The daily circulation of newspapers in Brazil gives an insight into access and use of print. Table 1 shows the number of daily newspapers in the country, their daily circulation, and the estimated newspaper circulation per 1000 inhabitants. It can be observed that in terms of individual readership, few newspapers are available to Brazilians as only 55 per 1000 persons may read/buy them on a given day. The number, which has increased only slightly between 1975 and 1992, compares unfavorably to that of Argentina—which has a circulation rate of 144/1000 (1992 data) and a literacy rate of 94 percent (1980 data). The Brazilian rate compares most negatively with Finland, the country with the largest readership in the world (which has a circulation rate of 515/1000), and US (circulation rate of 240/1000). Presenting complementary statistics, Tourain affirms that in 1980 fewer than 4 percent of the Brazilian population read a daily journal (1991).

Table 1

Number and Circulation of
Daily Newspapers in Brazil

Year ............# of Newsp..........Circ. in 1000s ........Circ. per 1000

1975 .............289 .....................4653 .......................43

1980............. 343 .....................5482....................... 45

1985 .............322 .....................6534....................... 48

1992 .............373 .....................8500....................... 55

Source: UNESCO Statistical Yearbook 1994, pp. 782 and 783.
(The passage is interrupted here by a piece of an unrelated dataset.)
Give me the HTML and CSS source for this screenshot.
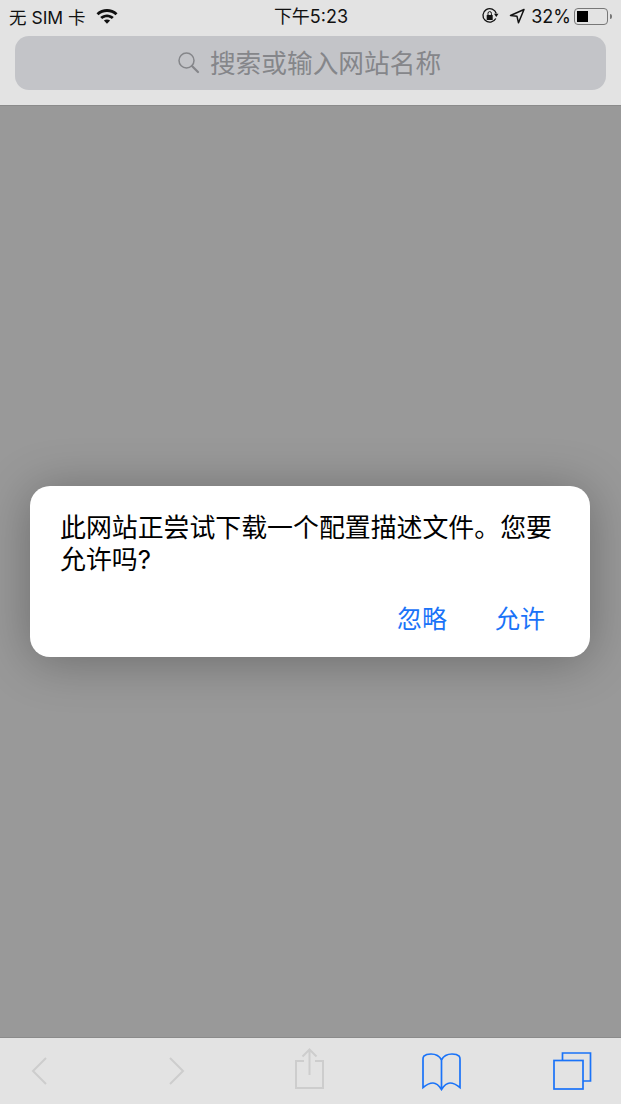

Illiteracy in Brazil is particularly dramatic when we consider that Brazil also has many educated people. Employers are constantly asking for higher levels of education. It is unclear whether these demands have increased because the uses of reading and writing are more needed in the performance of previous manual tasks or because employers, having access to individuals with greater levels of education, want to use the more qualified labor force (Haddad 1992a). Whatever reason may be at work, persons with low reading and writing skills become easy targets for lowpaid jobs with no social security or workers' benefits.
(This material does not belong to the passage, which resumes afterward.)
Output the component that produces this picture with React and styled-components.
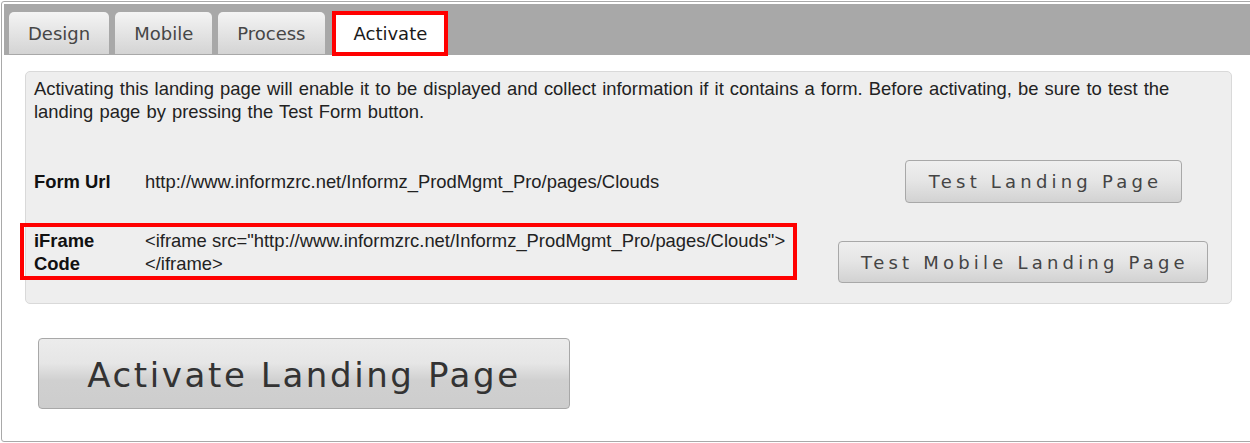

GRGs in Brazil, which are large in number because of their previous work of resistance during the military dictatorship and their close affiliation with numerous Catholic community groups (particularly the Comunidades Eclesiais de Base), have mobilized themselves for education in the past. Usually their struggle has sought the expansion of primary schooling. In other cases they have aimed at the expansion of secondary schools and the creation of supletivo classes so that overage students may complete their education. This is discussed further in the next chapter.

II

MOVA as a StateCivil
Society Partnership

We must systematize our experience so that others in this country may take our experience as a point of departure, benefit from our testimony, and move forward (R Freire, statement in a MOVA video program, 1991).

One literacy program of particular interest from a pedagogical and political perspective is MOVA (Movimento de Alfabetização de Jovens e Adultos), implemented in the city of São Paulo from January 1989 to December 1993.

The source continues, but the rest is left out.